Corte EDU Strasburgo dice no a discriminazioni

La chiusura a riccio degli stati europei nei confronti degli stranieri è arrivata al punto da negare i diritti umani di base di chiunque. Non resta che il ricorso alla Corte europea dei diritti umani oppure abbandonare l’Europa al proprio triste destino di autodistruzione.

di Claudia Moretti

Ancora un altro colpo assestato a chi vorrebbe negare assistenza sociale allo straniero con permesso di soggiorno, in nome della ragion di Stato e di bilancio.

E’ dello scorso 8 aprile la pronuncia della CEDU (Dhahbi c. Italia) che accoglie il ricorso di un cittadino tunisino regolarmente soggiornante (con permesso di lungo periodo, peraltro) che aveva richiesto all’Inps il riconoscimento del diritto all’assegno per nuclei familiari numerosi di cui all’art. 65 della legge n. 448/1998. Tale normativa, infatti, prevede che il beneficio spetti solo al cittadino italiano o europeo. Ricorrendo prima al Tribunale di Marsala, poi alla Corte d’Appello di Palermo, infine in Cassazione, ha ottenuto giustizia solo oltre frontiera.

La sentenza conferma una tendenza giurisprudenziale degli ultimi anni ad estendere l’assistenza alle famiglie anche a coloro che non risiedono da tempo in Italia, purché, ovviamente, siano regolari.

Tale tendenza trova nel Consiglio d’Europa (l’Organizzazione internazionale di cui la Cedu è espressione) il massimo promotore.

Con la Carta Sociale Europea molti diritti (o aspettative) sociali stanno penetrando nelle sentenze della Corte, ben al di là dei diritti umani per la cui tutela la stessa Corte è nata.

E mano a mano che gli Stati nazionali si chiudono a riccio contro “l’invasore” per limitare fughe di emolumenti assistenziali a “terzi”, l’Europa sembra, invece, imporre rispetto e non discriminazione per lo straniero regolarmente residente.

La contraddizione si accentua proprio nelle vicende dell’assistenza alla famiglia: proprio su questi temi la Cedu e la legislazione UE hanno chiarito che non sono ammesse discriminazioni legate alla nazionalità, ma al contempo, sono spesso gli stranieri non comunitari ad avere le famiglie più numerose e meno abbienti.

Nel caso del cittadino tunisino ricorrente, la Corte ha ravvisato la violazione degli art. 14 (non discriminazione) e 8 (rispetto della vita familiare) della Convenzione europea dei diritti dell’uomo.

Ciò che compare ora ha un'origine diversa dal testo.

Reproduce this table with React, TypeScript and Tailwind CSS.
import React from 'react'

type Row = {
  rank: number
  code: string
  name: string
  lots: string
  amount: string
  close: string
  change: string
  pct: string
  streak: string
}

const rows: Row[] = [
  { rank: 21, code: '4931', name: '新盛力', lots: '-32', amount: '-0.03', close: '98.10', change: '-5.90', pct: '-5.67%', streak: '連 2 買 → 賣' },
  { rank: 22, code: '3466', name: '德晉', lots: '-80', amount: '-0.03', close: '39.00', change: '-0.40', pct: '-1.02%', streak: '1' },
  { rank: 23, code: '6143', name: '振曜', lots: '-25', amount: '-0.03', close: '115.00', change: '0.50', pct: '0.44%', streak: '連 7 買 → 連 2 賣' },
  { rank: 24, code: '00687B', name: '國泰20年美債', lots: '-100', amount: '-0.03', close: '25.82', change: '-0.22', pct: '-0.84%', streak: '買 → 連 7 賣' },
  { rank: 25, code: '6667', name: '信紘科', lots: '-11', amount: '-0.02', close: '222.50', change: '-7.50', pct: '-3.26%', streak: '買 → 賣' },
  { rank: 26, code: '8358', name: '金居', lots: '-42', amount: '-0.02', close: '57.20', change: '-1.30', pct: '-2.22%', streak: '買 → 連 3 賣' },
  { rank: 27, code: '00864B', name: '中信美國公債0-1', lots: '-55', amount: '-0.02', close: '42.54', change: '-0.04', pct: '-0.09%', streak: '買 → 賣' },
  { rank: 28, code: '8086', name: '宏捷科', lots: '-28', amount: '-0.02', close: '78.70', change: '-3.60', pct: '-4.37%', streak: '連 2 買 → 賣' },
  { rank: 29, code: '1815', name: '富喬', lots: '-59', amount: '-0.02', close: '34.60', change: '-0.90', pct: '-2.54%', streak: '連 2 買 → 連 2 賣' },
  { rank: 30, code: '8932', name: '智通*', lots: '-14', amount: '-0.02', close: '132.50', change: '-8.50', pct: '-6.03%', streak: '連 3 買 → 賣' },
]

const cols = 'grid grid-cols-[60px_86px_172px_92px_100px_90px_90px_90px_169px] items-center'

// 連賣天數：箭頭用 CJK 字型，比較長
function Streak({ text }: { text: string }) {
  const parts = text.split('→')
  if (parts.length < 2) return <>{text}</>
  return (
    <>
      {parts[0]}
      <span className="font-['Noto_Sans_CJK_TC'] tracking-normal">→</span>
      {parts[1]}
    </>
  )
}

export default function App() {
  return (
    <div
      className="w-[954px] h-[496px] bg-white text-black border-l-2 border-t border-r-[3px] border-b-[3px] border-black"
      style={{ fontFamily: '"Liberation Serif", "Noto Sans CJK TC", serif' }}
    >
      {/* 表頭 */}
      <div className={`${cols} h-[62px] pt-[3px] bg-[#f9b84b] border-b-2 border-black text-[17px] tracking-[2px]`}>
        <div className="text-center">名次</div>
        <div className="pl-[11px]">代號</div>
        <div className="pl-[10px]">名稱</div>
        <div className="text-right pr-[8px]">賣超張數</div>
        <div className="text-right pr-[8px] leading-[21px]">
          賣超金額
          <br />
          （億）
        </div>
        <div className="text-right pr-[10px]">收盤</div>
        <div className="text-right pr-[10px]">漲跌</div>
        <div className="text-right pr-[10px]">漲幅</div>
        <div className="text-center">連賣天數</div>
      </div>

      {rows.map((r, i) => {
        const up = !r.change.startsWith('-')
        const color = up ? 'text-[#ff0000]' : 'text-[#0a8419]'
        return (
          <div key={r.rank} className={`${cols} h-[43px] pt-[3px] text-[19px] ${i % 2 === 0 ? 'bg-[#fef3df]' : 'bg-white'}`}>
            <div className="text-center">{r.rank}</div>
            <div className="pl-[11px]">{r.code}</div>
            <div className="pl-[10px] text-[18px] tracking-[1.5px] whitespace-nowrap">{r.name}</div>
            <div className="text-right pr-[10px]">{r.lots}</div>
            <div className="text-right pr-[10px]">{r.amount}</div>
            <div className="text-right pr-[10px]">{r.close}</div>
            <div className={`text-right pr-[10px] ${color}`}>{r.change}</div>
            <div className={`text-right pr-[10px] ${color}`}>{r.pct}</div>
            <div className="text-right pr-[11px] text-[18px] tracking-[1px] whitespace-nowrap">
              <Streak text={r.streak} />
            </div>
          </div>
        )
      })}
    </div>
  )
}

Si tratta di un percorso giuridico argomentativo già utilizzato dai giudici di Strasburgo, per agevolare la protezione dei soggetti più deboli: “se il beneficio lo concedi all’italiano, lo devi concedere allo straniero”.

L’assegno al nucleo familiare è solo uno degli emolumenti assistenziali che il legislatore nazionale ha inteso riservare agli italiani ed ai comunitari. Lo stesso vale per l’assegno di maternità di base (art. 74 d.lgs 151/2001, esclude le cittadine extracomunitarie non in possesso di un permesso di soggiorno CE per soggiornanti di lungo periodo).

Altrettanto dicasi per la c.d. Carta acquisti sperimentale (da ultimo modificata dalla L. 99 del 9 agosto 2013).

Occorre tener presente che esiste una direttiva europea (2011/98) che introduce la procedura unica di rilascio del permesso di soggiorno degli stranieri, che è destinata ad operare al di sopra delle leggi nazionali e che fa riferimento al divieto di discriminazione in punto di sicurezza sociale.

Nel concetto di sicurezza sociale, ad oggi, secondo il diritto dell’Unione Europea (Regolamento CE n. 884/2004), vi è ricompreso ogni “prestazione familiare” ovvero quelle “prestazioni in natura o in denaro destinate a compensare i carichi familiari”.

In definitiva, se non si vuol dare adito ad un importante contenzioso, occorre che le amministrazioni ed i giudici prendano atto della cornice legale europea ove viviamo e che lo Stato si adegui presto alla legge sovranazionale.

Del resto, la sentenza Dhahbi c. Italia porta con sé un ulteriore e non più ignorabile principio: se nel giudizio interno la parte chiede il rinvio pregiudiziale alla Corte di giustizia dell’Unione per probabile conflitto fra norme nazionali e sovranazionali, il giudice (ed in particolare quello di ultima istanza nel caso nostro la Cassazione) che non ritenga di effettuare tale rinvio, deve necessariamente motivare il perché, altrimenti si violano i precetti del equo processo di cui all’art. 6 della Convenzione europea dei diritti dell’uomo.